Normally there is very little chance for cargo rejection. In foreign trade, it is to be believed that business is a relationship. Any issue can arise when relationships between both parties fail. And these disputes can be solved between them if both ends agree to solve the issue.


The prime reason for the rejection of cargo is when the quality of goods is compromised. This means if an exporter does not care about the quality of the material of the product he is exporting and does not match up to the specifications required by the buyer then the buyer strictly refuses to accept the cargo.

Some buyers intentionally find reasons to reject the material of the product. In this case, the seller is completely sure about the quality of the product. To avoid such a problem, the seller must send the buyers a sample of his product so they can find it better for purchase, and then the export should be made.

There are a number of reasons for goods to get stuck at port. So, the actions to be taken when the goods get stuck in port.




Some of them are as follows:

Rejection of Cargo before custom clearance at the destination port.

  • If there is a default in the product quality and quantity at the seller's end then the seller/exporter should request the buyer of the product to take the consignment at a discounted rate to avoid rejection.

  • If the buyer refuses to take the consignment after offering a discount, then contact your other buyers to buy the consignment at discounted rates in the same country. If you fail to contact those buyers too, then try to find an individual who will get ready to buy the cargo.


  • Approach your buying agent to resell the goods in the destined country.

  • Every country has commission agents who have expertise in handling such goods. So, try to search for a commission agent in the destined country to sell the product.

  • Calculate the cost of freight and other expenses for return transportation to your factory.

2 -Rejection of cargo after custom clearance at the destination port. When goods are rejected after import customs clearance, the cost to the exporter of retaining the goods is very low, as they may already be in the custody of the buyer. The possibility of resale, return to the seller, etc. may cost you more. It is best to ask the same buyer to accept the goods and offer a discount on future shipments to compensate for the loss.

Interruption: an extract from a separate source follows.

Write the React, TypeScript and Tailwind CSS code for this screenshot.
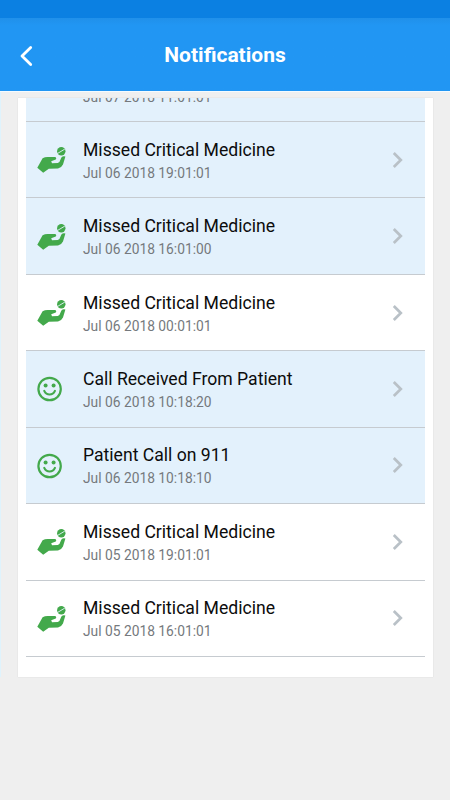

3 -Rejection of cargo due to issues raised between the end parties. The cargo may be abandoned at the port of destination for other reasons, such as disputes between importer/buyer and exporter/seller. In this case, you may resell the goods to other competitors or recall the goods to your plant at the port of loading, engage an overseas agent to handle the goods for resale, etc.


4 -“Better safe than sorry”.

It is easier to prevent something bad from happening in the first place than to repair the damage after it has happened. Find out the customs regulations of the country you want to ship to before you start the process. This includes general information about the environment you're shipping to or from, requirements regarding language, paperwork, and items that may be prohibited or problematic in certain regions.

Some countries update their import/export regulations frequently, so even frequent exporters should review relevant policies and regulations regularly to avoid being surprised by sudden changes in laws and procedures.